Le cadre juridique et fiscal des holdings familiales
Les holdings familiales constituent un outil privilégié pour organiser et transmettre le patrimoine d’entreprise au sein d’une famille. Leur régime fiscal spécifique découle de plusieurs dispositions du Code général des impôts (CGI) et fait l’objet d’une attention particulière de l’administration fiscale.
Le statut de holding animatrice revêt une importance capitale dans ce contexte. Une holding est considérée comme animatrice lorsqu’elle participe activement à la conduite de la politique de ses filiales et au contrôle de celles-ci. Ce statut ouvre droit à certains avantages fiscaux, notamment en matière de pacte Dutreil pour la transmission d’entreprise.
La fiscalité des dividendes dans les holdings familiales s’articule autour de plusieurs régimes :
- Le régime mère-fille pour les dividendes reçus des filiales
- L’imposition des dividendes versés aux actionnaires personnes physiques
- Les dispositifs d’exonération partielle liés à l’engagement de conservation des titres
La loi de finances annuelle peut modifier ces règles, d’où l’importance d’une veille juridique et fiscale constante pour les dirigeants de holdings familiales.
Le régime mère-fille : un pilier de l’optimisation fiscale
Le régime mère-fille permet à la holding de bénéficier d’une exonération quasi-totale des dividendes reçus de ses filiales, sous réserve de remplir certaines conditions :
- Détention d’au moins 5% du capital de la filiale
- Conservation des titres pendant au moins 2 ans
Seule une quote-part de frais et charges de 5% est réintégrée au résultat imposable de la holding. Ce mécanisme favorise la remontée des dividendes au sein du groupe familial tout en limitant la charge fiscale.
L’imposition des dividendes versés aux actionnaires personnes physiques
Lorsque la holding familiale distribue des dividendes à ses actionnaires personnes physiques, plusieurs niveaux d’imposition entrent en jeu :
1. Le prélèvement forfaitaire unique (PFU) de 30%, comprenant 12,8% d’impôt sur le revenu et 17,2% de prélèvements sociaux. Les contribuables peuvent opter pour l’imposition au barème progressif de l’impôt sur le revenu s’ils y trouvent un avantage.

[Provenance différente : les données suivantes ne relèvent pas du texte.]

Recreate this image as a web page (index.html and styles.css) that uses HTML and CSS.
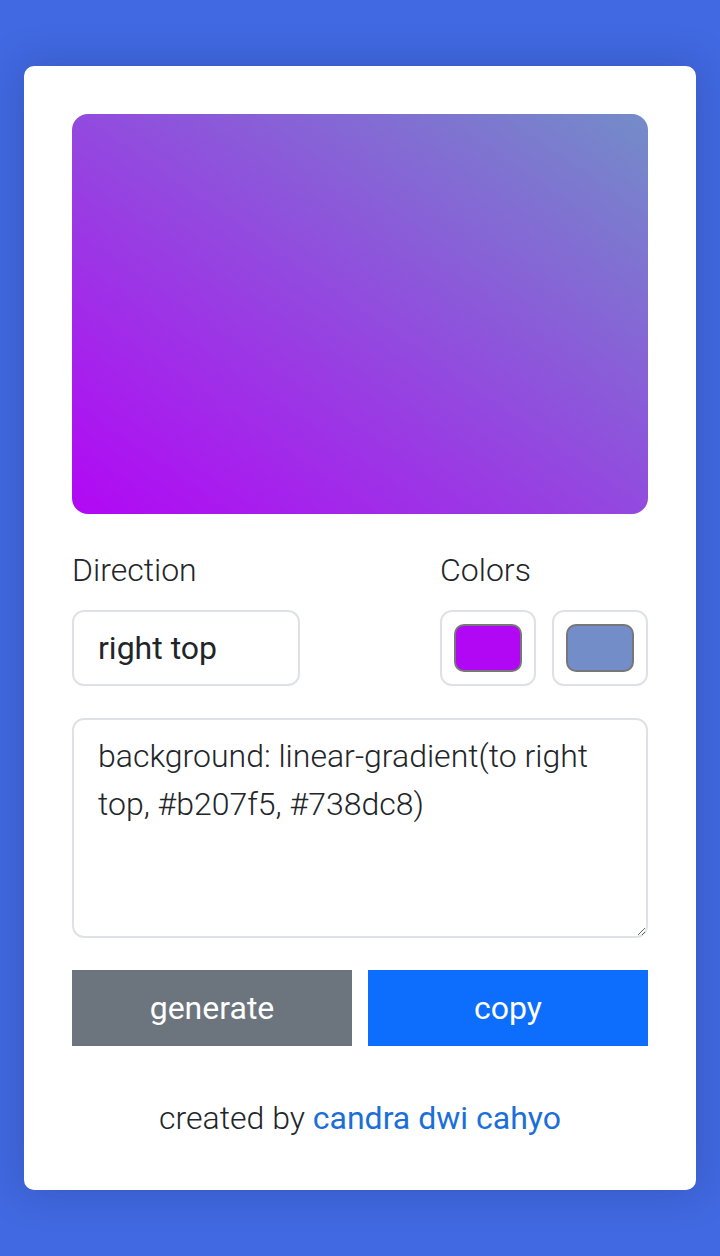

2. L’abattement de 40% sur les dividendes, applicable uniquement en cas d’option pour le barème progressif. Cet abattement vise à atténuer la double imposition économique des bénéfices, déjà taxés au niveau de la société.
3. La contribution exceptionnelle sur les hauts revenus (CEHR) qui peut s’appliquer aux dividendes perçus au-delà de certains seuils.
La stratégie de distribution des dividendes doit donc tenir compte de la situation fiscale personnelle de chaque actionnaire pour optimiser la charge fiscale globale.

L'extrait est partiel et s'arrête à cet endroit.